I thought it looked kind of funny. I will take another look. I also noticed that in a few scenes of The Polar Express. It's like it goes from real 3D to "faked". I tend to think it's deliberate for some reason.


----------



## Chris Blount (Jun 22, 2001)

sigma1914 said:


> What's the best 3D title you've seen this far?


It's a toss up. Cloudy with a chance of Meatballs and Christmas Carol. Both are pretty good. Monster House is a very close second.


----------



## Chris Blount (Jun 22, 2001)

RAD said:


> BTW, the IMAX:Space Station 3D title appears to be in 2D for the first 3:13 of the Blu-Ray. The question is did Warner make a mistake in the authoring of it or was it that way in the movie (I could swear it was all 3D when I saw it at KFC), folks are trying to get an answer from Warner on it.


Yes, it was in 3D all the way through in the IMAX theater. There is definitely something wrong with the Blu-Ray. As you said, the first 3 minutes are NOT 3D.

I guess I need to amend what I said earlier about my favorite 3D Blu-Ray. Definitely Space Station 3D. It's great demo material.


----------



## hdtvfan0001 (Jul 28, 2004)

sigma1914 said:


> What's the best 3D title you've seen this far? A Christmas Carol?
> Also, what's your 3D setup?
> 
> I'm enjoying 3D so far. My free _How To Train A Dragon _should arrive soon.


Yet to come - *Despicable Me *is out December 14th....*3D* and other formats.


----------



## 3dtvs (Dec 1, 2010)

also the legend of the gardians comes out december 17th. I think 3ds going to be a huge market this year. lots of great movies coming.


----------



## Chris Blount (Jun 22, 2001)

I just wish they would knock off the exclusive crap.
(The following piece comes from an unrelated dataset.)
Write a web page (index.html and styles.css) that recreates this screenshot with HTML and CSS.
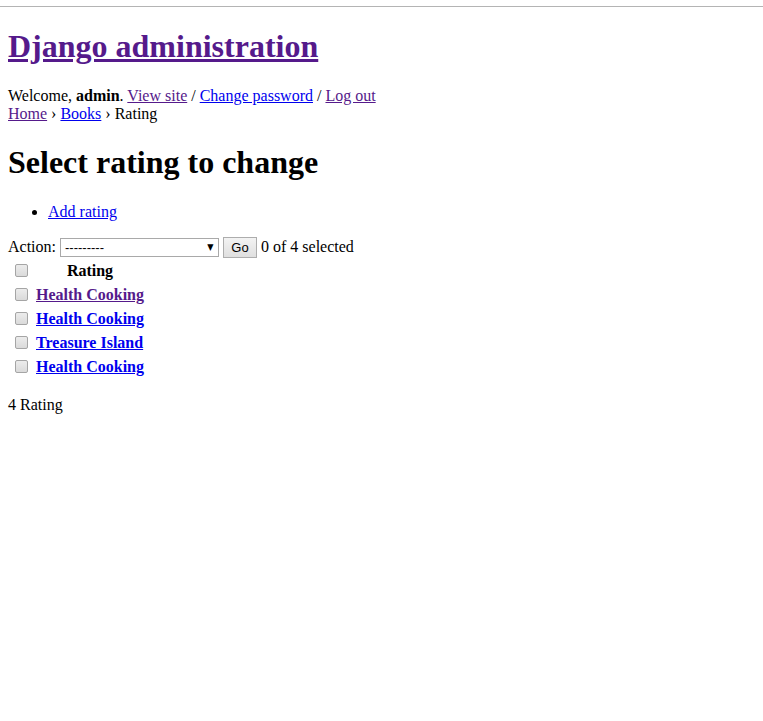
FILE: index.html
```html
<!DOCTYPE html>
<html>
<head>
<meta charset="utf-8">
<title>Select rating to change | Django site admin</title>
<link rel="stylesheet" href="styles.css">
</head>
<body>
<div class="chrome"></div>
<div class="container">
  <div class="header">
    <div class="branding"><h1 class="site-name"><a class="visited" href="#">Django administration</a></h1></div>
    <div class="user-tools">Welcome, <strong>admin</strong>. <a class="visited" href="#">View site</a> / <a href="#">Change password</a> / <a class="visited" href="#">Log out</a></div>
  </div>
  <div class="breadcrumbs"><a class="visited" href="#">Home</a> › <a href="#">Books</a> › Rating</div>
  <div class="content">
    <h1 class="page-title">Select rating to change</h1>
    <div class="content-main">
      <ul class="object-tools"><li><a href="#">Add rating</a></li></ul>
      <div class="changelist">
        <div class="actions">
          <label class="action-label">Action: <span class="select-wrap"><span class="select">---------</span><span class="select-arrow">▼</span></span></label>
          <span class="button">Go</span>
          <span class="action-counter">0 of 4 selected</span>
        </div>
        <table class="result-list">
          <thead>
            <tr><th class="cb-head"><span class="cb"></span></th><th class="col-head">Rating</th></tr>
          </thead>
          <tbody>
            <tr><td class="cb-cell"><span class="cb"></span></td><th class="name"><a class="visited" href="#">Health Cooking</a></th></tr>
            <tr><td class="cb-cell"><span class="cb"></span></td><th class="name"><a href="#">Health Cooking</a></th></tr>
            <tr><td class="cb-cell"><span class="cb"></span></td><th class="name"><a href="#">Treasure Island</a></th></tr>
            <tr><td class="cb-cell"><span class="cb"></span></td><th class="name"><a href="#">Health Cooking</a></th></tr>
          </tbody>
        </table>
        <p class="paginator">4 Rating</p>
      </div>
    </div>
  </div>
</div>
</body>
</html>
```

FILE: styles.css
```css
html, body {
  margin: 0;
  padding: 0;
  background: #fff;
}
body {
  font-family: "Liberation Serif", "Times New Roman", serif;
  font-size: 16px;
  color: #000;
}
.chrome {
  height: 6px;
  border-bottom: 1px solid #b4b4b4;
}
.container {
  padding: 0 8px;
}
a {
  color: #0000ee;
}
a.visited {
  color: #551a8b;
}
h1 {
  font-size: 32px;
  font-weight: bold;
  margin: 21.44px 0;
}
.user-tools, .breadcrumbs {
  line-height: 18px;
}
.object-tools {
  margin: 16px 0;
  padding-left: 40px;
}
.object-tools li {
  line-height: 18px;
}
.actions {
  display: flex;
  align-items: center;
  height: 21px;
  margin-top: 16px;
  line-height: 18px;
}
.action-label {
  display: flex;
  align-items: center;
}
.select-wrap {
  position: relative;
  display: inline-block;
  margin-left: 4px;
}
.select {
  display: block;
  box-sizing: border-box;
  width: 159px;
  height: 19px;
  border: 1px solid #a9a9a9;
  background: #fff;
  font-family: "Liberation Sans", Arial, sans-serif;
  font-size: 13px;
  line-height: 17px;
  padding-left: 4px;
}
.select-arrow {
  position: absolute;
  right: 5px;
  top: 3px;
  font-family: "DejaVu Sans", sans-serif;
  font-size: 9px;
  line-height: 12px;
  color: #000;
  transform: scaleX(0.9);
}
.button {
  display: inline-block;
  box-sizing: border-box;
  margin-left: 4px;
  height: 21px;
  width: 34px;
  border: 1px solid #adadad;
  background: linear-gradient(#f3f3f3, #dfdfdf);
  font-family: "Liberation Sans", Arial, sans-serif;
  font-size: 13px;
  line-height: 19px;
  text-align: center;
}
.action-counter {
  margin-left: 4px;
}
.result-list {
  border-spacing: 2px;
  margin-top: 0;
}
.result-list th, .result-list td {
  padding: 1px;
  height: 20px;
  vertical-align: middle;
}
.cb-head, .cb-cell {
  text-align: left;
}
.col-head {
  text-align: center;
}
.name {
  text-align: left;
}
.cb {
  display: block;
  box-sizing: border-box;
  width: 13px;
  height: 13px;
  margin: 3px 4px 3px 4px;
  border: 1px solid #a5a5a5;
  border-radius: 2px;
  background: linear-gradient(#ececec, #dadada);
}
.paginator {
  margin: 16px 0;
  line-height: 18px;
}
```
I managed to pick up (with a little extra money) a copy of How to Train Your Dragon and the first 3 Shrek movies in 3D off E-Bay. Will be reviewing those when I get them. The trick to getting those relatively cheap is to wait until the final 30 seconds of the auction and hope to hell someone else doesn't jack the price up before then. It took me a few tries but I got them for a reasonable price.


----------



## Chris Blount (Jun 22, 2001)

Just finished watching How to Train Your Dragon 3D Blu-Ray. Wow! Not bad. Definitely another demo disc. Some of the flying scenes are awesome in 3D.


----------



## hdtvfan0001 (Jul 28, 2004)

Next 2 Blu Rays here...

*Despicable Me* 12/14...

*Salt* 12/21....


----------



## sigma1914 (Sep 5, 2006)

hdtvfan0001 said:


> Next 2 Blu Rays here...
> 
> *Despicable Me* 12/14...
> 
> *Salt* 12/21....


Passing on *Inception*? :eek2:


----------



## hdtvfan0001 (Jul 28, 2004)

sigma1914 said:


> Passing on *Inception*? :eek2:


Maybe...saw it in the commercial theater and thought it was OK and had some near special effects...but as a movie...only so-so.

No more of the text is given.